National Hispanic Heritage month spans from Sept. 15 to Oct. 15 and recognizes the achievements and contributions of the Hispanic community here in the United States. Although National Hispanic Heritage month is over now, one way to support Hispanic-American academics and creators year round is to take the time to pick up a book written by a Hispanic author. Below is a list of eight works of literature written by Hispanic-American/Latino authors, with something for every type of reader to enjoy in any season.


“Mexican Gothic” by Sylvia Moreno-Garcia

“Mexican Gothic” is a mystery thriller set in an isolated, glamorous mansion in 1950s Mexico. We follow Noemí Taboada as an ominous letter from her cousin summons her to the isolated countryside, where she now resides with her husband, a mysterious Englishman. Creepy, atmospheric and full of twists and turns, “Mexican Gothic” is the perfect book to read in October for a dose of spooky energy. 

“Of Women and Salt” by Gabriela Garcia 

“Of Women and Salt” is a beautifully written intergenerational story following the women in a Cuban family throughout their migration to the United States. For fans of Yaa Gyasi’s “Homegoing,” or the “Vanishing Half” by Brit Bennett, “Of Women and Salt” deals with motherhood, addiction, immigration and displacement through the vibrant backgrounds of Cuba and Miami. 

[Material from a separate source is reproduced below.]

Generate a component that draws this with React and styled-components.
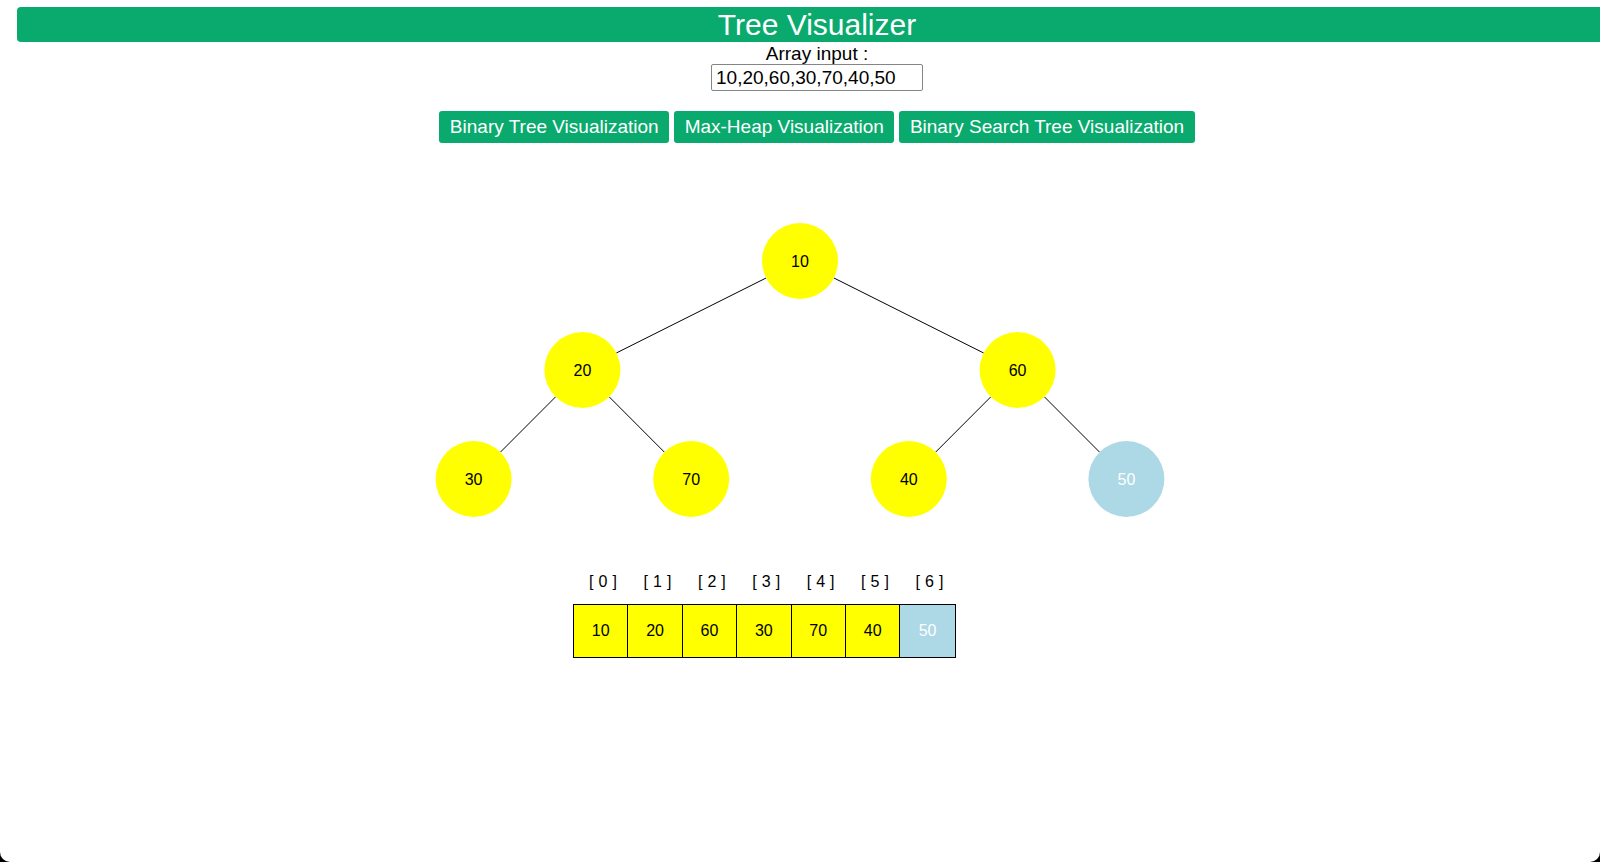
import React from "react";
import styled, { createGlobalStyle } from "styled-components";

const GREEN = "#0aaa6e";

const Global = createGlobalStyle`
  html, body { margin: 0; padding: 0; background: #000; overflow: hidden; }
  body { font-family: "Liberation Sans", Arial, sans-serif; }
`;

const Window = styled.div`
  width: 1600px;
  height: 862px;
  background: #fff;
  border-radius: 0 0 10px 10px;
  overflow: hidden;
`;

const Page = styled.div`
  margin-left: 17px;
  width: 1600px;
  padding-top: 7px;
  display: flex;
  flex-direction: column;
  align-items: center;
`;

const Header = styled.h1`
  align-self: stretch;
  margin: 0;
  height: 35px;
  line-height: 35px;
  background: ${GREEN};
  color: #fff;
  text-align: center;
  font-size: 30px;
  font-weight: normal;
  border-radius: 4px 0 0 4px;
`;

const Label = styled.label`
  margin-top: 1px;
  font-size: 19px;
  line-height: 21px;
  color: #000;
`;

const Input = styled.input`
  box-sizing: border-box;
  width: 212px;
  height: 27px;
  margin-top: 0;
  padding: 0 4px;
  border: 1px solid #858585;
  border-radius: 2px;
  font-family: "Liberation Sans", Arial, sans-serif;
  font-size: 19px;
  color: #000;
  outline: none;
`;

const ButtonRow = styled.div`
  display: flex;
  gap: 5px;
  margin-top: 20px;
`;

const Button = styled.button`
  height: 32px;
  padding: 0 10.5px;
  border: none;
  border-radius: 3px;
  background: ${GREEN};
  color: #fff;
  font-family: "Liberation Sans", Arial, sans-serif;
  font-size: 19px;
  cursor: pointer;
`;

const TreeSvg = styled.svg`
  display: block;
  align-self: flex-start;
  margin-top: 17px;
`;

const ArrayBlock = styled.div`
  align-self: flex-start;
  margin-left: 556px;
  margin-top: 52px;
  display: flex;
  flex-direction: column;
`;

const IndexRow = styled.div`
  display: flex;
  margin-left: 3px;
`;

const IndexLabel = styled.div`
  width: 54.4px;
  text-align: center;
  font-size: 16px;
  line-height: 20px;
  letter-spacing: 0.3px;
  color: #000;
`;

const CellRow = styled.div`
  display: flex;
  margin-top: 12px;
  border: 1px solid #000;
  align-self: flex-start;
`;

const Cell = styled.div`
  box-sizing: border-box;
  width: 54.4px;
  height: 52.4px;
  display: flex;
  align-items: center;
  justify-content: center;
  font-size: 16px;
  background: ${(p) => (p.$highlight ? "#add8e6" : "#ffff00")};
  color: ${(p) => (p.$highlight ? "#fff" : "#000")};
  border-right: ${(p) => (p.$last ? "none" : "1px solid #000")};
`;

const values = [10, 20, 60, 30, 70, 40, 50];
const highlighted = 6;

const R = 38;
const CX = 783;
const TOP = 101;
const LEVEL_H = 109;
const UNIT = 108.8;

function nodePositions() {
  const pos = [];
  values.forEach((v, i) => {
    const level = Math.floor(Math.log2(i + 1));
    const idxInLevel = i - (2 ** level - 1);
    const count = 2 ** level;
    const span = UNIT * 8;
    const slot = span / count;
    const x = CX - span / 2 + slot * (idxInLevel + 0.5);
    const y = TOP + level * LEVEL_H;
    pos.push({ x, y, v, i });
  });
  return pos;
}

function Tree() {
  const pos = nodePositions();
  const edges = [];
  pos.forEach((p) => {
    [2 * p.i + 1, 2 * p.i + 2].forEach((c) => {
      if (c < pos.length) {
        const q = pos[c];
        const dx = q.x - p.x;
        const dy = q.y - p.y;
        const d = Math.hypot(dx, dy);
        const ux = dx / d;
        const uy = dy / d;
        edges.push(
          <line
            key={`${p.i}-${c}`}
            x1={p.x + ux * R}
            y1={p.y + uy * R}
            x2={q.x - ux * R}
            y2={q.y - uy * R}
            stroke="#000"
            strokeWidth="1"
          />
        );
      }
    });
  });
  return (
    <TreeSvg width="1600" height="360" viewBox="0 0 1600 360">
      {edges}
      {pos.map((p) => (
        <g key={p.i}>
          <circle
            cx={p.x}
            cy={p.y}
            r={R}
            fill={p.i === highlighted ? "#add8e6" : "#ffff00"}
          />
          <text
            x={p.x}
            y={p.y}
            textAnchor="middle"
            dominantBaseline="central"
            fontFamily="Liberation Sans, Arial, sans-serif"
            fontSize="16"
            fill={p.i === highlighted ? "#fff" : "#000"}
          >
            {p.v}
          </text>
        </g>
      ))}
    </TreeSvg>
  );
}

export default function App() {
  return (
    <>
      <Global />
      <Window>
        <Page>
          <Header>Tree Visualizer</Header>
          <Label htmlFor="arr">Array input :</Label>
          <Input id="arr" defaultValue="10,20,60,30,70,40,50" />
          <ButtonRow>
            <Button>Binary Tree Visualization</Button>
            <Button>Max-Heap Visualization</Button>
            <Button>Binary Search Tree Visualization</Button>
          </ButtonRow>
          <Tree />
          <ArrayBlock>
            <IndexRow>
              {values.map((_, i) => (
                <IndexLabel key={i}>[ {i} ]</IndexLabel>
              ))}
            </IndexRow>
            <CellRow>
              {values.map((v, i) => (
                <Cell key={i} $highlight={i === highlighted} $last={i === values.length - 1}>
                  {v}
                </Cell>
              ))}
            </CellRow>
          </ArrayBlock>
        </Page>
      </Window>
    </>
  );
}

“In the Dream House” by Carmen Maria Machado

This dark, emotional memoir expands on her own experiences in an abusive relationship. Examining psychological abuse, Machado brings awareness to society’s tendency to overlook and invalidate abuse within same-sex relationships.

“The Undocumented Americans” by Karla Cornejo Villavicencio

This powerful memoir tells not only the story of Villavicenio’s experiences as an undocumented American, but also weaves in the experiences of other undocumented immigrants. The result is a work of nonfiction that breathes life into individuals often cast aside by American society as “strays” or faceless laborers. Villavicencio gives readers the mundanity, emotion, hardships and triumphs in the everyday lives of undocumented Americans, putting a person behind the character that is discussed so often in our society today. 

Short Stories

“Her Body and Other Parties” by Carmen Maria Machado

This collection of short stories examines the realities of life as a woman and the violence inflicted on female bodies in the format of horror stories and magical realism. “Her Body and Other Parties” brilliantly paints a disturbing, yet necessary picture of society’s treatment of femininity and is sure to live in your mind long after finishing. 

“The Dangers of Smoking in Bed” by Mariana Enríquez

“The Dangers of Smoking in Bed” is another socially conscious collection of short stories laced with horror from beginning to end. Enríquez pulls no punches in this collection, with each story focusing on a different taboo or unspoken facet of human life. From obsessive women to fetishes to the dark parts of human history, Enriquez pushes readers to be engaged despite the uncomfortable. The result is a chilling account of social dilemmas set against the backdrop of contemporary Argentina, and an indispensable reading experience. 


“The Poet X” by Elizabeth Acevedo

This work of young adult contemporary fiction is a story told entirely in verse, landing it in the category of poetry. Acevedo brings to life the story of Xiomara Batista, a young Harlem resident struggling to find her voice amid the crushing expectations of those around her. A powerful story of Xiomara stepping into her power, “The Poet X” is made even more special through its unique poetry format.

“The Crazy Bunch” by Willie Perdomo

“The Crazy Bunch” chronicles one pivotal weekend for a group of friends coming of age in East Harlem, set in the midst of the rising hip-hop era. Vibrant and emotive, this poetry collection tells a story of rap and friendship and loss, expertly placing the same amount of gravity behind each. 

Editor's Note: This article's headline has been updated with the correct number of featured books.